Financial risks to FE must be addressed
22 December 2015
"The government has been desperately slow off the mark to tackle a looming crisis in further education” claims Meg Hillier (Labour) MP, Chair of the Public Accounts Committee, on the publication of the Committee’s report voicing concerns about the financial sustainability and future of FE in England.
The report says that the declining financial health of many FE colleges has potentially serious consequences for learners and local economies, but the bodies responsible for funding and oversight have been slow to address the problem.
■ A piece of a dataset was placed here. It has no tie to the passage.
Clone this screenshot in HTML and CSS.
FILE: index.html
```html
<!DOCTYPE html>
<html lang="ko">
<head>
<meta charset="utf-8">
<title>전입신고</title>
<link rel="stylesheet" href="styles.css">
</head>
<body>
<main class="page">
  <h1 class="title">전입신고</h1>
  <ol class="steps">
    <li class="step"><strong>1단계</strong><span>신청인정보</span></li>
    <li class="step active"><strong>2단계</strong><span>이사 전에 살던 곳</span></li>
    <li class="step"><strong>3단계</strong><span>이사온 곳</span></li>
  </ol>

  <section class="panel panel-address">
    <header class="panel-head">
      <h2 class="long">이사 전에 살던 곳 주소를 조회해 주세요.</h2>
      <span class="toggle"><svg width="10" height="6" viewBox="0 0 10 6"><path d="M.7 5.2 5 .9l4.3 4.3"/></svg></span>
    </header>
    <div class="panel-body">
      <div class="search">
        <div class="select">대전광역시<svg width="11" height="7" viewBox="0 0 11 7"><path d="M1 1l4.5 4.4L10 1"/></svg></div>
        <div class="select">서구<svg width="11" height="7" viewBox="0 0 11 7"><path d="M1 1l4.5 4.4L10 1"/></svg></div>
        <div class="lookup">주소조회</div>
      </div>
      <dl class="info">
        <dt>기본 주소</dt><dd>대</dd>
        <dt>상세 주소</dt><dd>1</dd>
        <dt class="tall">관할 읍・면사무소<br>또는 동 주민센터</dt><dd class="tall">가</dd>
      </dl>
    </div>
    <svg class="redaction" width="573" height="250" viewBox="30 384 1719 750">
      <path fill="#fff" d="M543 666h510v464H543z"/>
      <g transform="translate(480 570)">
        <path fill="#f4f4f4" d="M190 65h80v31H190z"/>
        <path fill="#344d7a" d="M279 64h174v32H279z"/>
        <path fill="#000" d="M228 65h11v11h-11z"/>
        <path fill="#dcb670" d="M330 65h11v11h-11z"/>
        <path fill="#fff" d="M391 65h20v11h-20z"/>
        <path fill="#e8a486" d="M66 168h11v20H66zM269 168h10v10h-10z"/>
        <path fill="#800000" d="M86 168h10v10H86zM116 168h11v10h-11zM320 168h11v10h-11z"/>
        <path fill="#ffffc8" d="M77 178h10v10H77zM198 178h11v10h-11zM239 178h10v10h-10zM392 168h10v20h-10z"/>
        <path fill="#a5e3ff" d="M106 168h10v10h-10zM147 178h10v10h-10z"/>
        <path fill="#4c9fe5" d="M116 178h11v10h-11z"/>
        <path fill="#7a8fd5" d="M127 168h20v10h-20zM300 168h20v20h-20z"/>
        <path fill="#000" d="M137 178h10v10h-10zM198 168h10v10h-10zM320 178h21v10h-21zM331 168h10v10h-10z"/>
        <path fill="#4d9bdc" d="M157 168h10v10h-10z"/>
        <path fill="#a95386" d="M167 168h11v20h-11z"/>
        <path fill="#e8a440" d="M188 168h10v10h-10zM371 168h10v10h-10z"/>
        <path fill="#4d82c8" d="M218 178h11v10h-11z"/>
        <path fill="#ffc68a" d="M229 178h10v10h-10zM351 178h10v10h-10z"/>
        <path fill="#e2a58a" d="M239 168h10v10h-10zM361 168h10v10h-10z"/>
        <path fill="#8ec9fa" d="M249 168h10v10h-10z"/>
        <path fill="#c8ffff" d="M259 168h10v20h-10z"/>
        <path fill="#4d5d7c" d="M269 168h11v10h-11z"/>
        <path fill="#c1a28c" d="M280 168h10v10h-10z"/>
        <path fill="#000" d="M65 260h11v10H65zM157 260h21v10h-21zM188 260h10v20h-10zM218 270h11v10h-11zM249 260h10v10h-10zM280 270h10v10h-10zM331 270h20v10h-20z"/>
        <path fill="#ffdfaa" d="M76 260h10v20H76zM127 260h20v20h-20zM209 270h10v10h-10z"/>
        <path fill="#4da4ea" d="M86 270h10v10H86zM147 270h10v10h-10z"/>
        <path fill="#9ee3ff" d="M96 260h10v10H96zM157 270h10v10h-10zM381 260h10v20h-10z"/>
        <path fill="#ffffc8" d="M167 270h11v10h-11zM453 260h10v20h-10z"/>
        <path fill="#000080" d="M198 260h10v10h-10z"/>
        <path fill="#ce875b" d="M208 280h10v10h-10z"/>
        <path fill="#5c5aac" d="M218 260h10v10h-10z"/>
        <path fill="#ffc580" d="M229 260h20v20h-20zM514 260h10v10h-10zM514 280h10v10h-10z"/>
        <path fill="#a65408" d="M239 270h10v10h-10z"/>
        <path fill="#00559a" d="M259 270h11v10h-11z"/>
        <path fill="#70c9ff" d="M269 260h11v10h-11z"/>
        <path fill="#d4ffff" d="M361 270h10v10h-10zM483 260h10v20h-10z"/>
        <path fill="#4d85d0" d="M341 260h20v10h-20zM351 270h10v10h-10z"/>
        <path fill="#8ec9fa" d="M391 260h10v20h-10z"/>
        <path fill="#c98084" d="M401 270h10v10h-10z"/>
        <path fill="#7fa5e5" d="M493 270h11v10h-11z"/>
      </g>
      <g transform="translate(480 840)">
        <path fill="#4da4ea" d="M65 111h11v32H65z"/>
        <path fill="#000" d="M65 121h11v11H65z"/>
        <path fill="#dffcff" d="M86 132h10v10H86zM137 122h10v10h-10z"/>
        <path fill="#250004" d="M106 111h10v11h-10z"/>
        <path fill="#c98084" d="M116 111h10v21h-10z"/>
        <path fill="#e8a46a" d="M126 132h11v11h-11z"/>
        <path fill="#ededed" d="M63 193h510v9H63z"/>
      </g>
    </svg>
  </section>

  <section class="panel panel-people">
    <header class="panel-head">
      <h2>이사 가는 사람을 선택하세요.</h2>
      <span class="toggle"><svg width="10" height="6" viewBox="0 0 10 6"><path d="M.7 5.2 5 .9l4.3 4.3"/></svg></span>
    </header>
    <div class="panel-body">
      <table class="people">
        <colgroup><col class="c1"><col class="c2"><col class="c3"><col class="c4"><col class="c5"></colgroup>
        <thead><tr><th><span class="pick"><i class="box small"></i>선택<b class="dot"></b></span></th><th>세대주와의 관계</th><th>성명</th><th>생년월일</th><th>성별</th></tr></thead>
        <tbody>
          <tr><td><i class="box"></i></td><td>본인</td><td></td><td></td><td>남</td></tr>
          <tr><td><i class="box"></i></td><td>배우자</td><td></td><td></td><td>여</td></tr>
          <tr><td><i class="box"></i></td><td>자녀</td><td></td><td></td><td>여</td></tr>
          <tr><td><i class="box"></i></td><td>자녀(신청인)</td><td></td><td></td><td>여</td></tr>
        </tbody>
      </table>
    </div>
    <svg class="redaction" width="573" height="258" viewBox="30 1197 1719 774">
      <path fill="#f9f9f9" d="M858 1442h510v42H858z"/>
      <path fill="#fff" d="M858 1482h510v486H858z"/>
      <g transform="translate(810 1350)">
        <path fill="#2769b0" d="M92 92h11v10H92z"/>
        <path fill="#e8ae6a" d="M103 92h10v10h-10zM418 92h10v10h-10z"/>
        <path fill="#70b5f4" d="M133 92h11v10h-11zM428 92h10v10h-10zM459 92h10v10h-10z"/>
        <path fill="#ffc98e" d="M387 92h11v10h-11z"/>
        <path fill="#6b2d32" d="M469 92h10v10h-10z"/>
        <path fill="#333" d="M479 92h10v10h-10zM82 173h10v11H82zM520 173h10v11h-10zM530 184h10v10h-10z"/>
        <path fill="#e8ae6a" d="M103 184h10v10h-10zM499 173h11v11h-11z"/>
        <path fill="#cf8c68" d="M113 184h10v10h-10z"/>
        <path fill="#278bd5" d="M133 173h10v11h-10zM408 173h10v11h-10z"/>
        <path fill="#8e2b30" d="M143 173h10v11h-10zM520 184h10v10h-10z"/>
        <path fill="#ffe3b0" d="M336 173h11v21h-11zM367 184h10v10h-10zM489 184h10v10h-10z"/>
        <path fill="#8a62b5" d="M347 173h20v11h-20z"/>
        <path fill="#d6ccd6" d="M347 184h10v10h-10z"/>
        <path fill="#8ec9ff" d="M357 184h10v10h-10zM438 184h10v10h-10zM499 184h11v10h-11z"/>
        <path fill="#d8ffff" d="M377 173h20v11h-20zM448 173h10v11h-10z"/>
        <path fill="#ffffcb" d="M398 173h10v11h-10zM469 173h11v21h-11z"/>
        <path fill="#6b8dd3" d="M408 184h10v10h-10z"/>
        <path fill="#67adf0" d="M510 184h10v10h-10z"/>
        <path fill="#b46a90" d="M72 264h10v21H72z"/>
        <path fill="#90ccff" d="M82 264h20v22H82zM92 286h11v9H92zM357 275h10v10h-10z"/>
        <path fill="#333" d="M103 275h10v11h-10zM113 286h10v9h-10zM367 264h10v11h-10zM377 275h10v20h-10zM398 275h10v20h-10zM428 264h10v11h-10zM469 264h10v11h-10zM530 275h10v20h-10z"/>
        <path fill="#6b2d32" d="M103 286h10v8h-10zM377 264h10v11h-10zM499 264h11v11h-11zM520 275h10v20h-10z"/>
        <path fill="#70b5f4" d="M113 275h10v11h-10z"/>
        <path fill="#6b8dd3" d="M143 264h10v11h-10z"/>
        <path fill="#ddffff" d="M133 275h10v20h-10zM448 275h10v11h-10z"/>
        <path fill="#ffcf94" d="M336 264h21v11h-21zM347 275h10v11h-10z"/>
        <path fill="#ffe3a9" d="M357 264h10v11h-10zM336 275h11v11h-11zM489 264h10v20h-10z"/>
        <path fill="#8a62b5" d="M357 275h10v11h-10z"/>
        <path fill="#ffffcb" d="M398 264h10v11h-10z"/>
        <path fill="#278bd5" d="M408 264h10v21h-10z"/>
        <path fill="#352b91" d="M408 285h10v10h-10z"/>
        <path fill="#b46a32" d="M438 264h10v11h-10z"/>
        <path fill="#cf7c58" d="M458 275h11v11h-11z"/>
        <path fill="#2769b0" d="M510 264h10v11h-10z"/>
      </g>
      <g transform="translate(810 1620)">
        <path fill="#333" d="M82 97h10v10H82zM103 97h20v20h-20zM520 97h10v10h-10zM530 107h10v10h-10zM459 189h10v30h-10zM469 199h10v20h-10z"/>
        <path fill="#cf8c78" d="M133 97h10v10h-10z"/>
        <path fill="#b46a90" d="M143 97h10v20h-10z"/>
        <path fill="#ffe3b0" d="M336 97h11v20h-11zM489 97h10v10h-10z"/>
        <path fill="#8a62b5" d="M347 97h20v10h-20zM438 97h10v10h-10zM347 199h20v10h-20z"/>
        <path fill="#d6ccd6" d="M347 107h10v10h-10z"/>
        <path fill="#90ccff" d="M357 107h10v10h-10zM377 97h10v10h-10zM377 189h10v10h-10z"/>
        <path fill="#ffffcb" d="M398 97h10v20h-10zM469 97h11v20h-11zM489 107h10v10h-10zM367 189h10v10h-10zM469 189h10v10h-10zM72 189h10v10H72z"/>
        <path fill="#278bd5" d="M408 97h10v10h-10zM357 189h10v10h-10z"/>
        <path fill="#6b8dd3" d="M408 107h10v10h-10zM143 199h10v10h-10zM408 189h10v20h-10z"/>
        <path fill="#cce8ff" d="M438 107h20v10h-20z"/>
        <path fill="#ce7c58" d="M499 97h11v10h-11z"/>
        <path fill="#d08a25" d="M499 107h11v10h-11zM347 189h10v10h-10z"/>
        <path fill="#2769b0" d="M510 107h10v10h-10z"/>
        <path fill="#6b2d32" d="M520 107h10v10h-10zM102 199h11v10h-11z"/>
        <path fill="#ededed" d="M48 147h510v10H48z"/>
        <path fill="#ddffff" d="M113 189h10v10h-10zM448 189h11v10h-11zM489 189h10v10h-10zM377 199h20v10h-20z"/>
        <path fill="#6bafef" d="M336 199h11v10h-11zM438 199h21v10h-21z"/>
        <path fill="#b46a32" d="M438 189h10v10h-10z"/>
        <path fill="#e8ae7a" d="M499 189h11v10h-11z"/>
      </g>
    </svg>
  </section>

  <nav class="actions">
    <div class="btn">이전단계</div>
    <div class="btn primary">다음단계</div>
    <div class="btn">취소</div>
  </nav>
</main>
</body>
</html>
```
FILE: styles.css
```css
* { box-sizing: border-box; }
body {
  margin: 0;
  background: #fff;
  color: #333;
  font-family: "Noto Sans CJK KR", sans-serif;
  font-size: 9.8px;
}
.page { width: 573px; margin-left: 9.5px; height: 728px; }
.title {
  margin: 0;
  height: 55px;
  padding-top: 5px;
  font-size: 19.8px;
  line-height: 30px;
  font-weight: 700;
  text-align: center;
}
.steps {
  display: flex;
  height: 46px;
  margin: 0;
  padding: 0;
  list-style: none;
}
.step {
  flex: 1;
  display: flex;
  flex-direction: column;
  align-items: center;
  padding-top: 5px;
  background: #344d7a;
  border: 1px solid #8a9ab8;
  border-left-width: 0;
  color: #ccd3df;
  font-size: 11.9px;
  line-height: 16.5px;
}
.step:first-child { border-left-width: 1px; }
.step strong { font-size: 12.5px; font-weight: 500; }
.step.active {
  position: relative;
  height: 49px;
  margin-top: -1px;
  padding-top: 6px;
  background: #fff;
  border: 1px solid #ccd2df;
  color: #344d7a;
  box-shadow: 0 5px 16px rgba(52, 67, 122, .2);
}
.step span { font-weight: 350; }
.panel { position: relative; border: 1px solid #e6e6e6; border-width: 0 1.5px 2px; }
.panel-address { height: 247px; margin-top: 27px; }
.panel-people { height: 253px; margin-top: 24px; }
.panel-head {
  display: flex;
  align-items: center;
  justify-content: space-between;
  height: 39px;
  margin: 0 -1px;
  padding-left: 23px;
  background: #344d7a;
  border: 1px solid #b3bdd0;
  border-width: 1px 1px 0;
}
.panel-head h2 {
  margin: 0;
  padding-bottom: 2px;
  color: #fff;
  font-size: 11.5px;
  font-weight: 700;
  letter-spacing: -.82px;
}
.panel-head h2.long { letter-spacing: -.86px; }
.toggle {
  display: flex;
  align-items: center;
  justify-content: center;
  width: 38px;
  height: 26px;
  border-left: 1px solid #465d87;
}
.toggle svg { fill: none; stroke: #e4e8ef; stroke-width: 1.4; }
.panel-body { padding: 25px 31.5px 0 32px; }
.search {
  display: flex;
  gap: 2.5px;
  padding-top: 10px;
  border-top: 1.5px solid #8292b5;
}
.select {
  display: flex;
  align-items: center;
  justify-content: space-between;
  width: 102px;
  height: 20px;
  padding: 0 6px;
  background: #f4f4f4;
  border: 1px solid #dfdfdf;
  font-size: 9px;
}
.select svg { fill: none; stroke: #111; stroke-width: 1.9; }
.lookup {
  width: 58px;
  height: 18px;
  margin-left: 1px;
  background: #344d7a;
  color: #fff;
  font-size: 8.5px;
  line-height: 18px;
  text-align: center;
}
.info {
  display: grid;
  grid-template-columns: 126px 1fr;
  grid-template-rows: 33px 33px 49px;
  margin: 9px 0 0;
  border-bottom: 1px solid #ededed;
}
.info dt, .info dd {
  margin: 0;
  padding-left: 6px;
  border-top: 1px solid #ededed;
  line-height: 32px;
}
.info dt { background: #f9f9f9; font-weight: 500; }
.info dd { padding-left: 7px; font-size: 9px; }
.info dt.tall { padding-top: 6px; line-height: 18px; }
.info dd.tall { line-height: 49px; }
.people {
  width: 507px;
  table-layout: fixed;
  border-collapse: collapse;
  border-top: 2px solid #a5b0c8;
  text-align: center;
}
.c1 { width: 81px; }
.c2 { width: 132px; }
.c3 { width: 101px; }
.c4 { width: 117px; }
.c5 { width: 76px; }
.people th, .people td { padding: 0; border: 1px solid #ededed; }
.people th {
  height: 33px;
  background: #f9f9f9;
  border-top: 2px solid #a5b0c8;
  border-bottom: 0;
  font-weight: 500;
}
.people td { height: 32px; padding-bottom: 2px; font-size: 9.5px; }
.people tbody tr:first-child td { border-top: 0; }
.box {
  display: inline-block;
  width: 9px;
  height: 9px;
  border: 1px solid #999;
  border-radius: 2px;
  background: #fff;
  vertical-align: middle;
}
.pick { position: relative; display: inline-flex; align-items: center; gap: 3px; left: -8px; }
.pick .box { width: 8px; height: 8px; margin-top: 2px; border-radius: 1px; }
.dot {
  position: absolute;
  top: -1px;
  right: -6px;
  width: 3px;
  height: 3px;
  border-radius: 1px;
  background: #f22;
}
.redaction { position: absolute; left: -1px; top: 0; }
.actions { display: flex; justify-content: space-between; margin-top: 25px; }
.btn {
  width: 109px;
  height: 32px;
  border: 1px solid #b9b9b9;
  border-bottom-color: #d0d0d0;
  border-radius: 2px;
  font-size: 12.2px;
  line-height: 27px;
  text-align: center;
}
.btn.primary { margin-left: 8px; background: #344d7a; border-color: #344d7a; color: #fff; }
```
The Public Accounts Committee urges government to take a more proactive approach in helping FE colleges prepare for the "significant financial challenges they face in the likely event of further funding cuts".
The report also claims:
- Funding and oversight bodies have taken decisions without understanding the cumulative impact that these decisions have on colleges and their learners
- Oversight arrangements are complex, sometimes overlapping, and too focused on intervening when financial problems have already become serious rather than helping to prevent them in the first place
- The government appears to see area-based reviews of post-16 education as a fix-all solution to the current problems, but the reviews do not cover all types of provider and it is not clear how they will deliver a robust and financially sustainable sector.
In response to the report, Skills Minister Nick Boles said the government had "protected funding for further education and will be increasing real-term spending by more than a third in the next five years".
The Public Accounts Committee scrutinises the value for money - the economy, efficiency and effectiveness - of public spending and holds the government and its civil servants to account for the delivery of public services.